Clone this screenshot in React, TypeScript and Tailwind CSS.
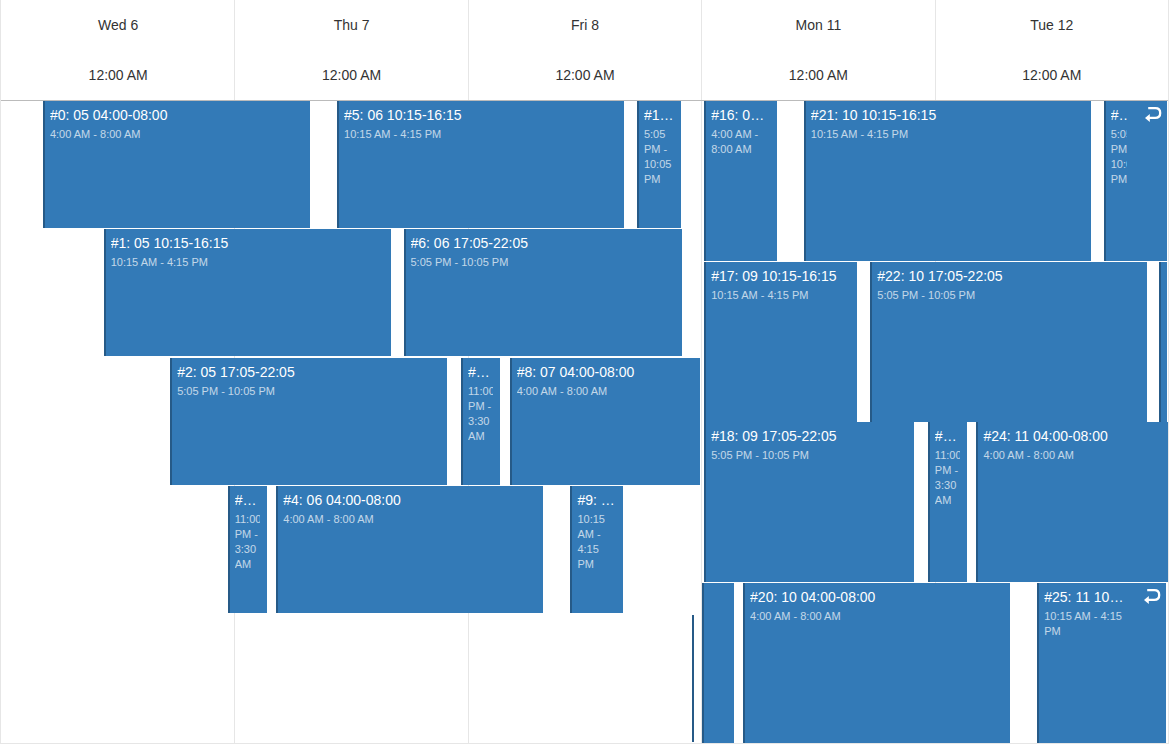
import React from "react";

type Appointment = {
  start: number;
  end: number;
  title?: string;
  time?: string;
  inset?: string;
  continues?: boolean;
};

const days = ["Wed 6", "Thu 7", "Fri 8", "Mon 11", "Tue 12"];

// Start and end are hours counted from the first midnight of the section.
const firstWeek: Appointment[][] = [
  [
    { start: 4, end: 32, title: "#0: 05 04:00-08:00", time: "4:00 AM - 8:00 AM" },
    { start: 34.25, end: 64.25, title: "#5: 06 10:15-16:15", time: "10:15 AM - 4:15 PM" },
    { start: 65.0833, end: 70.0833, title: "#10: 07 17:05-22:05", time: "5:05 PM - 10:05 PM", inset: "pl-[3px] pr-px" },
  ],
  [
    { start: 10.25, end: 40.25, title: "#1: 05 10:15-16:15", time: "10:15 AM - 4:15 PM", inset: "pl-[3px] pr-px" },
    { start: 41.0833, end: 70.0833, title: "#6: 06 17:05-22:05", time: "5:05 PM - 10:05 PM", inset: "pl-[3px] pr-px" },
  ],
  [
    { start: 17.0833, end: 46.0833, title: "#2: 05 17:05-22:05", time: "5:05 PM - 10:05 PM" },
    { start: 47, end: 51.5, title: "#7: 06 23:00-03:30", time: "11:00 PM - 3:30 AM" },
    { start: 52, end: 72, title: "#8: 07 04:00-08:00", time: "4:00 AM - 8:00 AM", inset: "pl-[3px] pr-px" },
  ],
  [
    { start: 23, end: 27.5, title: "#3: 05 23:00-03:30", time: "11:00 PM - 3:30 AM", inset: "pl-[3px] pr-px" },
    { start: 28, end: 56, title: "#4: 06 04:00-08:00", time: "4:00 AM - 8:00 AM", inset: "px-[3px]" },
    { start: 58.25, end: 64.25, title: "#9: 07 10:15-16:15", time: "10:15 AM - 4:15 PM", inset: "px-[3px]" },
  ],
  [{ start: 71, end: 71.4, inset: "px-px" }],
];

const secondWeek: Appointment[][] = [
  [
    { start: 0, end: 8, title: "#16: 09 04:00-08:00", time: "4:00 AM - 8:00 AM" },
    { start: 10.25, end: 40.25, title: "#21: 10 10:15-16:15", time: "10:15 AM - 4:15 PM" },
    { start: 41.0833, end: 48, title: "#26: 11 17:05-22:05", time: "5:05 PM\u00a0- 10:05 PM", inset: "pl-[3px] pr-px", continues: true },
  ],
  [
    { start: 0, end: 16.25, title: "#17: 09 10:15-16:15", time: "10:15 AM - 4:15 PM" },
    { start: 17.0833, end: 46.0833, title: "#22: 10 17:05-22:05", time: "5:05 PM - 10:05 PM" },
    { start: 47, end: 48, inset: "px-px" },
  ],
  [
    { start: 0, end: 22.0833, title: "#18: 09 17:05-22:05", time: "5:05 PM - 10:05 PM" },
    { start: 23, end: 27.5, title: "#23: 10 23:00-03:30", time: "11:00 PM - 3:30 AM" },
    { start: 28, end: 48, title: "#24: 11 04:00-08:00", time: "4:00 AM - 8:00 AM", inset: "pl-[3px]" },
  ],
  [
    { start: 0, end: 3.5, inset: "px-px" },
    { start: 4, end: 32, title: "#20: 10 04:00-08:00", time: "4:00 AM - 8:00 AM" },
    { start: 34.25, end: 48, title: "#25: 11 10:15-16:15", time: "10:15 AM - 4:15 PM", continues: true },
  ],
];

function ContinuesIcon() {
  return (
    <svg viewBox="0 0 18 18" className="absolute top-[5px] right-[5px] size-[18px]" fill="none" aria-hidden="true">
      <path d="M4.2 2.1H11.4C14.5 2.1 16.2 4.1 16.2 6.9C16.2 9.8 14.3 11.8 11.2 11.8H5" stroke="white" strokeWidth="2.3" />
      <path d="M1 11.9L5.8 7.9V16Z" fill="white" />
    </svg>
  );
}

function AppointmentBlock({ item, roomy }: { item: Appointment; roomy: boolean }) {
  return (
    <article
      className={`relative w-full min-w-0 overflow-hidden border-l-2 border-[#265a87] bg-[#337ab7] text-white ${
        roomy ? "h-[round(down,100%,1px)]" : "h-[calc(round(down,100%,1px)-1px)]"
      }`}
    >
      {item.title && (
        <div className={`pt-1 pl-[5px] ${item.continues ? "pr-10" : "pr-[7px]"}`}>
          <h3 className="truncate text-[14px] leading-[20px]">{item.title}</h3>
          <p className="mt-0.5 overflow-hidden text-[11px] leading-[15px] opacity-70">{item.time}</p>
        </div>
      )}
      {item.continues && <ContinuesIcon />}
    </article>
  );
}

function Section({ lanes, hours, className, roomy = false }: { lanes: Appointment[][]; hours: number; className: string; roomy?: boolean }) {
  return (
    <section className={`grid auto-rows-fr ${className}`}>
      {lanes.map((lane, row) => (
        <div key={row} className="flex min-w-0">
          {lane.map((item, i) => {
            const previousEnd = i === 0 ? 0 : lane[i - 1].end;
            return (
              <div
                key={i}
                className={`min-w-0 shrink-0 ${item.inset ?? "pl-[3px] pr-0.5"}`}
                style={{
                  marginLeft: `${((item.start - previousEnd) / hours) * 100}%`,
                  width: `${((item.end - item.start) / hours) * 100}%`,
                }}
              >
                <AppointmentBlock item={item} roomy={roomy} />
              </div>
            );
          })}
        </div>
      ))}
    </section>
  );
}

export default function App() {
  return (
    <main className="flex min-h-screen flex-col border-x border-b border-[#e6e6e6] bg-white font-['Liberation_Sans',Arial,sans-serif] text-[14px] text-[#333]">
      <header className="grid grid-cols-5 border-b border-[#bbb]">
        {days.map((day, i) => (
          <div key={day} className={`border-l text-center leading-[50px] ${i > 0 ? "border-[#e6e6e6]" : "border-transparent"}`}>
            <h2>{day}</h2>
            <p>12:00 AM</p>
          </div>
        ))}
      </header>
      <div className="grid min-h-[600px] flex-1 grid-cols-5 grid-rows-1">
        {days.map((day, i) => (
          <div
            key={day}
            className={`row-start-1 ${i > 0 ? "border-l border-[#e6e6e6]" : ""} ${
              ["col-start-1", "col-start-2", "col-start-3", "col-start-4", "col-start-5"][i]
            }`}
          />
        ))}
        <Section lanes={firstWeek} hours={72} className="z-10 col-span-3 col-start-1 row-start-1" />
        <Section lanes={secondWeek} hours={48} roomy className="z-10 col-span-2 col-start-4 row-start-1" />
      </div>
    </main>
  );
}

--------

## WRITTEN PROBLEM:
Lines of the material that contain the word "React" are to be gathered.

## CORRECT OUTPUT:
Clone this screenshot in React, TypeScript and Tailwind CSS.
import React from "react";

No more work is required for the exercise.